**What you are asked to do:** From the entries below, print exactly the span beginning with the line holding "Generate a component" and ending with the line holding "const HouseIcon = <path", endpoints included, and skip any pictures.

**Records shown:**
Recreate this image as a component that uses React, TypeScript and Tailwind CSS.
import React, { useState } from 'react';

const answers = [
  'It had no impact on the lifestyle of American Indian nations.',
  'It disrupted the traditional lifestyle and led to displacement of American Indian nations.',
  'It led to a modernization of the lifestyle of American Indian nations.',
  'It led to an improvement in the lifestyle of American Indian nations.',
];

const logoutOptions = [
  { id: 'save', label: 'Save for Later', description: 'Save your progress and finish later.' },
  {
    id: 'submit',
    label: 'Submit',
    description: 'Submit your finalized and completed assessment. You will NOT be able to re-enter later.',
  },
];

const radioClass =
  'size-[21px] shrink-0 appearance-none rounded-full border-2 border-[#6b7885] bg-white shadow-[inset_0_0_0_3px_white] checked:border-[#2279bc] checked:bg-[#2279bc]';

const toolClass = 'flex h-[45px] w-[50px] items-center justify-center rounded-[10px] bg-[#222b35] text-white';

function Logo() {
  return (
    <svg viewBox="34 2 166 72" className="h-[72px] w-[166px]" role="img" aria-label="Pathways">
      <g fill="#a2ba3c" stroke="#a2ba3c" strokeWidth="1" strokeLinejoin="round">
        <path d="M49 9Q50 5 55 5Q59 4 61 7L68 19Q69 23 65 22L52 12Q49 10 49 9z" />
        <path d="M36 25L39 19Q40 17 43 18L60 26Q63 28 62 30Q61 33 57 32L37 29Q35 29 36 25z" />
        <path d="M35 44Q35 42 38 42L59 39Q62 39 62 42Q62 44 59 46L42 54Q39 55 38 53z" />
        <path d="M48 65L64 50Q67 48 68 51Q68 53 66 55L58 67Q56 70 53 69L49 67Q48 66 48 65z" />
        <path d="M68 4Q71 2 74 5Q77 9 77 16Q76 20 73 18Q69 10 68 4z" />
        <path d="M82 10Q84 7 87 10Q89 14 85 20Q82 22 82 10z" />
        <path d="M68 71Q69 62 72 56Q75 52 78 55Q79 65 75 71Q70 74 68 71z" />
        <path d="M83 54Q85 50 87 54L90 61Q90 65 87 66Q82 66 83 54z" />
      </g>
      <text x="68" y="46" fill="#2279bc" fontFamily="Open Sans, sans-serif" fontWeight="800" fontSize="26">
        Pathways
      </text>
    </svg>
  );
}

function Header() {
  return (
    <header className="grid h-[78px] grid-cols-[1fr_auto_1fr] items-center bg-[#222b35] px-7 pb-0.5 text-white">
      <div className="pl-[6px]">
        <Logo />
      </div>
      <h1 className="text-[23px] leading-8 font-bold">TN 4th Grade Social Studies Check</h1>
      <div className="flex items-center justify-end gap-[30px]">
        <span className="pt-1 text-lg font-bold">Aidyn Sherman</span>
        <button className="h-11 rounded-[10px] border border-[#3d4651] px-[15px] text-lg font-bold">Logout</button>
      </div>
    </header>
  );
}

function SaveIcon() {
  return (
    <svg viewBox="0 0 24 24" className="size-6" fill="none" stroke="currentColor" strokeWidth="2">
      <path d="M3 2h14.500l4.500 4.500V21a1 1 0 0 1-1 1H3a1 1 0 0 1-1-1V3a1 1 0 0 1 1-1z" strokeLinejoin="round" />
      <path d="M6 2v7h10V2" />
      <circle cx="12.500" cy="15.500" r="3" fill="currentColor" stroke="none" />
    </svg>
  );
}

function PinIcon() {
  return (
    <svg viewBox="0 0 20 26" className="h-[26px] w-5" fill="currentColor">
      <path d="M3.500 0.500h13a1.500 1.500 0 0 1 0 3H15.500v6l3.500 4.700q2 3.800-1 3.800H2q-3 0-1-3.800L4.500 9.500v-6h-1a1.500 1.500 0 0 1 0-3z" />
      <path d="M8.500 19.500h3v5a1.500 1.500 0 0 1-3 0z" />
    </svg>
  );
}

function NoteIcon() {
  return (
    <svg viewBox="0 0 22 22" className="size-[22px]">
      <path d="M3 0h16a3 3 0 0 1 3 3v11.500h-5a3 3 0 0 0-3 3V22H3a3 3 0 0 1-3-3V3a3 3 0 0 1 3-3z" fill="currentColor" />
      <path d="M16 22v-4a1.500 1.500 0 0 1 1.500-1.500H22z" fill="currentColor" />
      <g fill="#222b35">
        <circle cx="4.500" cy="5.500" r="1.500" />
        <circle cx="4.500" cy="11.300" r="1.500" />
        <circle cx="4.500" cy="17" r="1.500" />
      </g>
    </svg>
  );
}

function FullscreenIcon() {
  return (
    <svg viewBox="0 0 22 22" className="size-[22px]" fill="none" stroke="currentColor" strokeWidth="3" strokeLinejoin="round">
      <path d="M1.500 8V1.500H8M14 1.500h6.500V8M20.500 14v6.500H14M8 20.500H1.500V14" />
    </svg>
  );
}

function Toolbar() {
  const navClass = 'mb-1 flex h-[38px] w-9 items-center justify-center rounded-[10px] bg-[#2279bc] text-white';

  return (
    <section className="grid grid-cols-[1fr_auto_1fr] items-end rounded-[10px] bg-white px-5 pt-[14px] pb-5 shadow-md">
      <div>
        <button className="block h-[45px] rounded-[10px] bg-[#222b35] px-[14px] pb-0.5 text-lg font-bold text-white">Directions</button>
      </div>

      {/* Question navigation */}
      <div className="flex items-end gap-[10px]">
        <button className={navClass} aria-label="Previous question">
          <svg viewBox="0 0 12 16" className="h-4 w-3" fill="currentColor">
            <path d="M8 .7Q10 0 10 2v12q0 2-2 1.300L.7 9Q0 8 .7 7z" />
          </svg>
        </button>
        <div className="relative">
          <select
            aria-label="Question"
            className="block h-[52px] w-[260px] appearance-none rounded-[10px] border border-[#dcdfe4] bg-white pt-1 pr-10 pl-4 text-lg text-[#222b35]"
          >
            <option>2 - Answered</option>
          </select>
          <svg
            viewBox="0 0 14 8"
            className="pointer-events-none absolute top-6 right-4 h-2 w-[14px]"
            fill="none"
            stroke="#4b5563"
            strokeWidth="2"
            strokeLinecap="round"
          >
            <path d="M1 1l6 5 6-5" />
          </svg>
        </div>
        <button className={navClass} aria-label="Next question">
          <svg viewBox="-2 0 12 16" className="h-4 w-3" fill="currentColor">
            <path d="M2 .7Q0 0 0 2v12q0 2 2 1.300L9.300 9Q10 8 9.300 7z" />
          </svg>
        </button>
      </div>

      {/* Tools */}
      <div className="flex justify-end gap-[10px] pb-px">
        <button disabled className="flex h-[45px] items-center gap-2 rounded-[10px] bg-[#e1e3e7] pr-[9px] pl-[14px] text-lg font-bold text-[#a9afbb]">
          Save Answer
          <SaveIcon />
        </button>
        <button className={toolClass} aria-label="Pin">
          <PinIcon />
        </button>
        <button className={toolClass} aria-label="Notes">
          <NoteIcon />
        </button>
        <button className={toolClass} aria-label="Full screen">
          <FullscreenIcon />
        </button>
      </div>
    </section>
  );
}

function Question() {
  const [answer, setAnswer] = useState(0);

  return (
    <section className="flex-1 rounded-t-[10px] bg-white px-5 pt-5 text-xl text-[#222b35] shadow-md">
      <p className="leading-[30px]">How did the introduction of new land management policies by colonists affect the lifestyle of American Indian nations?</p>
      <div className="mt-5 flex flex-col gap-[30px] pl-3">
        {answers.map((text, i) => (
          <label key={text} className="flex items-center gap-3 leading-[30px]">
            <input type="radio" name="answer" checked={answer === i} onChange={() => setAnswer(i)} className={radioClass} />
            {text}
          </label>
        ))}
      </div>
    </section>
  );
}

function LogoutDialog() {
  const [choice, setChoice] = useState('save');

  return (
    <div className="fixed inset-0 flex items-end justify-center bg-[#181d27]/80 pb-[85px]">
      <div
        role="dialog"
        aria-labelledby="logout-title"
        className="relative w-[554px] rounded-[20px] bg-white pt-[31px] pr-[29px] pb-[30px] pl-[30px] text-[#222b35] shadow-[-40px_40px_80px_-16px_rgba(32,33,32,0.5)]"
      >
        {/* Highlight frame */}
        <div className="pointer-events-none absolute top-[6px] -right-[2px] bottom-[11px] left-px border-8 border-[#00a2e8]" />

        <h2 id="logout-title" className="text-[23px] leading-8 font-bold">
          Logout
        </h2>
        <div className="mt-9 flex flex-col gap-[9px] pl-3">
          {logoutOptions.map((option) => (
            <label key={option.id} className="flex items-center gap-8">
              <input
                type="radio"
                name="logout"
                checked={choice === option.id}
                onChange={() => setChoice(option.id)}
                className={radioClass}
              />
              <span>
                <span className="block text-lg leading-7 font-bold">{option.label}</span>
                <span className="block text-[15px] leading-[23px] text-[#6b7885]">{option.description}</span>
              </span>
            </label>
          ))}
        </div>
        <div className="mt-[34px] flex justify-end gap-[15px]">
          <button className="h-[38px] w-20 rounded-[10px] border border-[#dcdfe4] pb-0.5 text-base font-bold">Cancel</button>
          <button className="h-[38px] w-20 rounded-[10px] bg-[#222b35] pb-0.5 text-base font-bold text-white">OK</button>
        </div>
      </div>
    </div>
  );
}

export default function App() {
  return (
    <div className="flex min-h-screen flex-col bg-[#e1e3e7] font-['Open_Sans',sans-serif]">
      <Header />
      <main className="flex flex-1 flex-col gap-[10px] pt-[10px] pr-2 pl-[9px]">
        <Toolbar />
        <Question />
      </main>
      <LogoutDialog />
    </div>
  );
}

...

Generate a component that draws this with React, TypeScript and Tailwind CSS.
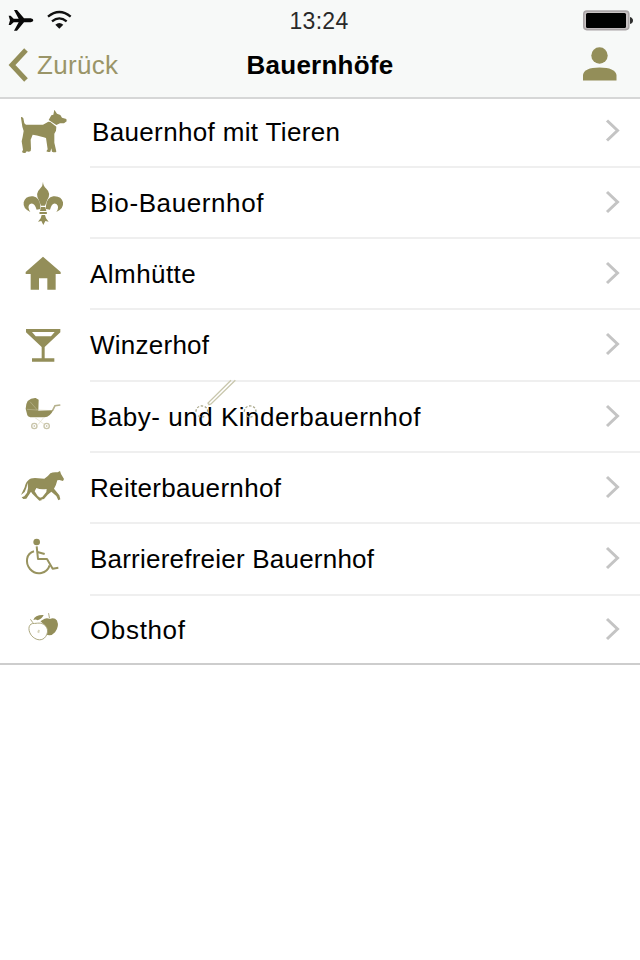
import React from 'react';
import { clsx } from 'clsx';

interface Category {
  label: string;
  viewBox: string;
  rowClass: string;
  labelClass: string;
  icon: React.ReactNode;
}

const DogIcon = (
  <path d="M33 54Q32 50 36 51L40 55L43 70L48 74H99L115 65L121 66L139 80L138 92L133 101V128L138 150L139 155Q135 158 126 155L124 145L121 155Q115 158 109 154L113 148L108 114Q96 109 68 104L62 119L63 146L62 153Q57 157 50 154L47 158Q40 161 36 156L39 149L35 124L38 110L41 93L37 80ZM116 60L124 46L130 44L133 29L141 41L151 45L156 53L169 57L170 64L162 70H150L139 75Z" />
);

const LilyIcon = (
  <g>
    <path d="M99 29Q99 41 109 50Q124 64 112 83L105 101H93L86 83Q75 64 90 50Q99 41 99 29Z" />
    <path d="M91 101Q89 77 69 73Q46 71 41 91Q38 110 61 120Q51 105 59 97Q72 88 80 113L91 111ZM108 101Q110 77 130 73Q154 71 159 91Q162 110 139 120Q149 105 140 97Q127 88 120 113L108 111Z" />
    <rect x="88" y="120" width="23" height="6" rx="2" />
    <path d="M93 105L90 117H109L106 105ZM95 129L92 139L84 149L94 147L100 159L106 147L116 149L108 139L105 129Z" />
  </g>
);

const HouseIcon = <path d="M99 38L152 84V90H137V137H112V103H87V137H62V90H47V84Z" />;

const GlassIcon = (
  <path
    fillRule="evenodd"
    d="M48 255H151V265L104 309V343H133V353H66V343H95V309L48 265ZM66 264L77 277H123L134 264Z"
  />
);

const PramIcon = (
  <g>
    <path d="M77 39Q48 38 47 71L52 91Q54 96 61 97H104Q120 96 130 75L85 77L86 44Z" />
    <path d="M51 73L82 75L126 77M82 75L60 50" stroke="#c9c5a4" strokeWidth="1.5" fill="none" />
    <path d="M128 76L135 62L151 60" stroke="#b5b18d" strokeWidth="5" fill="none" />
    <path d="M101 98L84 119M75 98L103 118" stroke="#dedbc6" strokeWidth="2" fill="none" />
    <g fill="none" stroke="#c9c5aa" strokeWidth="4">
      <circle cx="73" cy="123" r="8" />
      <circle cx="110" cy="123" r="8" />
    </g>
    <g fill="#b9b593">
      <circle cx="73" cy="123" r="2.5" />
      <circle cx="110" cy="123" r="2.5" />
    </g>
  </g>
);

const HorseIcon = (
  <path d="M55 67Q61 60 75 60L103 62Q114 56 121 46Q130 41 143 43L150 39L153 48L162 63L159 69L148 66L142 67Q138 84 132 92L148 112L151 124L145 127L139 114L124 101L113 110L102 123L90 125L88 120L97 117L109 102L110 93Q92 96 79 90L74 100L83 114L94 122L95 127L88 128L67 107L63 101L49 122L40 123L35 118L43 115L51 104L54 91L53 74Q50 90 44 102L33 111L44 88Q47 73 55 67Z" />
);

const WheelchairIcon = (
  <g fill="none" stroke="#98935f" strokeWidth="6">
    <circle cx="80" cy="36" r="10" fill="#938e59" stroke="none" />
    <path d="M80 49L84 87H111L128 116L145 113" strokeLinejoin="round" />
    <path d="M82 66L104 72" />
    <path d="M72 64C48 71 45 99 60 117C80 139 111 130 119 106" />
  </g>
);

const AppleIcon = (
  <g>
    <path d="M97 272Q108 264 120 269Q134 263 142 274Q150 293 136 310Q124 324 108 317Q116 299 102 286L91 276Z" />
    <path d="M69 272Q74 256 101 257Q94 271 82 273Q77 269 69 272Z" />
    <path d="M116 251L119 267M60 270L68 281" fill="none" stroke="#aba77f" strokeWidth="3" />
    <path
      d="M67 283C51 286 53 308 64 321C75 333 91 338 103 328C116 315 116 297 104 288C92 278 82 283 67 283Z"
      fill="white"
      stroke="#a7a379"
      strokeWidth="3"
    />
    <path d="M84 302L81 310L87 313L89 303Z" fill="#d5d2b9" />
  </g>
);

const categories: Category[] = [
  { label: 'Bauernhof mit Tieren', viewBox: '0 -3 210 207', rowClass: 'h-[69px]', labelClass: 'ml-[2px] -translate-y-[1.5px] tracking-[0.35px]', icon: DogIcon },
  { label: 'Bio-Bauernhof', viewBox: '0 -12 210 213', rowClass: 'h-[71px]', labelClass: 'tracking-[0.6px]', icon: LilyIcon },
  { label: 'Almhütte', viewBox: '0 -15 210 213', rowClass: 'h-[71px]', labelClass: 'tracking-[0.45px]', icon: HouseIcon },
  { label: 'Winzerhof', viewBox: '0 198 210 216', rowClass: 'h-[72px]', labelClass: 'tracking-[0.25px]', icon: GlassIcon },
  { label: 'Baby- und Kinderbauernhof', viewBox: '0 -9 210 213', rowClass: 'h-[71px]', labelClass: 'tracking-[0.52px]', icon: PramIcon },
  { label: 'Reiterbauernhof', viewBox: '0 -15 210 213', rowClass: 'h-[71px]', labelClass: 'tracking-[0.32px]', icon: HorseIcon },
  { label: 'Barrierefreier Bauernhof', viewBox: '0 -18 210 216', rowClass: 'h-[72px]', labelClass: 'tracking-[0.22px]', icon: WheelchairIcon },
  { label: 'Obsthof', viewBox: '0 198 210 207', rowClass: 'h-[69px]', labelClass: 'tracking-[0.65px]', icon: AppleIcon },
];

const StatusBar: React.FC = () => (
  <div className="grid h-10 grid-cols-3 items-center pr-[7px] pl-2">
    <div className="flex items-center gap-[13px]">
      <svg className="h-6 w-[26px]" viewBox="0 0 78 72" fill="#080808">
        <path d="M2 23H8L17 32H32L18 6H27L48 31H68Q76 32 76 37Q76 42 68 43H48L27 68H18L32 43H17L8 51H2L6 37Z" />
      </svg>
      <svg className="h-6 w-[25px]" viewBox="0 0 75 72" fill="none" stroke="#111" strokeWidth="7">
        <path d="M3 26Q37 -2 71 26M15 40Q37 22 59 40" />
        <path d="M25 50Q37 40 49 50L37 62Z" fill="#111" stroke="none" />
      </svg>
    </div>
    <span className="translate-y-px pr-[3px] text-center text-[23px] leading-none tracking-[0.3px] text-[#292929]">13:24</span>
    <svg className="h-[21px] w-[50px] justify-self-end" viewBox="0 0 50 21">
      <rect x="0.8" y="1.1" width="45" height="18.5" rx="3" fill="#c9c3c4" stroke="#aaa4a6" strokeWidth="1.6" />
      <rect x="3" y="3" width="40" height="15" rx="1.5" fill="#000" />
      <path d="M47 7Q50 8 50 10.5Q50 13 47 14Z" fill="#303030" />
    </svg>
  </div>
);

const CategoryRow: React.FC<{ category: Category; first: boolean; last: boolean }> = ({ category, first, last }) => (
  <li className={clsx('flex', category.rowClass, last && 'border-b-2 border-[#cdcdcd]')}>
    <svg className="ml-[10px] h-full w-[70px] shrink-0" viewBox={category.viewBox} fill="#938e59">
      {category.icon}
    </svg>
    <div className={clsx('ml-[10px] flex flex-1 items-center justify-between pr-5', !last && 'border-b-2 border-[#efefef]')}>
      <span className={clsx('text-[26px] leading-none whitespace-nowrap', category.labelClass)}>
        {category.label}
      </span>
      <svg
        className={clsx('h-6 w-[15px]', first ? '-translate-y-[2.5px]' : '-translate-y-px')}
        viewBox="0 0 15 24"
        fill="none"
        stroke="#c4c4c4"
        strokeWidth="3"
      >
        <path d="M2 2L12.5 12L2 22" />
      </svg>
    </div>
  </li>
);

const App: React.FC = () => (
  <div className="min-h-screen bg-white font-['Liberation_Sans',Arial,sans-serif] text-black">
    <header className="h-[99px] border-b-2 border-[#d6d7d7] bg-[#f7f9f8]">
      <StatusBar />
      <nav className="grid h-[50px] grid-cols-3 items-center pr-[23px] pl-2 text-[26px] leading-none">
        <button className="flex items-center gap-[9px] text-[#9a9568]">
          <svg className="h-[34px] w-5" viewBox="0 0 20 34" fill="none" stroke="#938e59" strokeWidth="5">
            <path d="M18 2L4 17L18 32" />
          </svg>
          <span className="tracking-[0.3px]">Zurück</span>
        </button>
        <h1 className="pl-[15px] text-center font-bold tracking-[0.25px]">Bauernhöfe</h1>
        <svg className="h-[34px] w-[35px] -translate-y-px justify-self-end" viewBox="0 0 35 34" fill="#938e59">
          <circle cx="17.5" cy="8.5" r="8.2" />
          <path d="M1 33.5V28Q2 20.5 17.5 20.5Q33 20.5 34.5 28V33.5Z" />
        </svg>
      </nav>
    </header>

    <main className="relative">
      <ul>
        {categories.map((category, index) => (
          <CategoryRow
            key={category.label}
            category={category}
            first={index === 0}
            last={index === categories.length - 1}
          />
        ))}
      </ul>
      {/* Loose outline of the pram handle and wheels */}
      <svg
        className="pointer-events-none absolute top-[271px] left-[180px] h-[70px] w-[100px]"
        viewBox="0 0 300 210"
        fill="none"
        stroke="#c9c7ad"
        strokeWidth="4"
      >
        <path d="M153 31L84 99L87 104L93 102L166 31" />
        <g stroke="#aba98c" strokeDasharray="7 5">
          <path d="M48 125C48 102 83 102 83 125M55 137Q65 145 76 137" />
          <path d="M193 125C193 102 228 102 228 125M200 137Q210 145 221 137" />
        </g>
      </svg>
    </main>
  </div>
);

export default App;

**Expected answer:**
Generate a component that draws this with React, TypeScript and Tailwind CSS.
import React from 'react';
import { clsx } from 'clsx';

interface Category {
  label: string;
  viewBox: string;
  rowClass: string;
  labelClass: string;
  icon: React.ReactNode;
}

const DogIcon = (
  <path d="M33 54Q32 50 36 51L40 55L43 70L48 74H99L115 65L121 66L139 80L138 92L133 101V128L138 150L139 155Q135 158 126 155L124 145L121 155Q115 158 109 154L113 148L108 114Q96 109 68 104L62 119L63 146L62 153Q57 157 50 154L47 158Q40 161 36 156L39 149L35 124L38 110L41 93L37 80ZM116 60L124 46L130 44L133 29L141 41L151 45L156 53L169 57L170 64L162 70H150L139 75Z" />
);

const LilyIcon = (
  <g>
    <path d="M99 29Q99 41 109 50Q124 64 112 83L105 101H93L86 83Q75 64 90 50Q99 41 99 29Z" />
    <path d="M91 101Q89 77 69 73Q46 71 41 91Q38 110 61 120Q51 105 59 97Q72 88 80 113L91 111ZM108 101Q110 77 130 73Q154 71 159 91Q162 110 139 120Q149 105 140 97Q127 88 120 113L108 111Z" />
    <rect x="88" y="120" width="23" height="6" rx="2" />
    <path d="M93 105L90 117H109L106 105ZM95 129L92 139L84 149L94 147L100 159L106 147L116 149L108 139L105 129Z" />
  </g>
);

const HouseIcon = <path d="M99 38L152 84V90H137V137H112V103H87V137H62V90H47V84Z" />;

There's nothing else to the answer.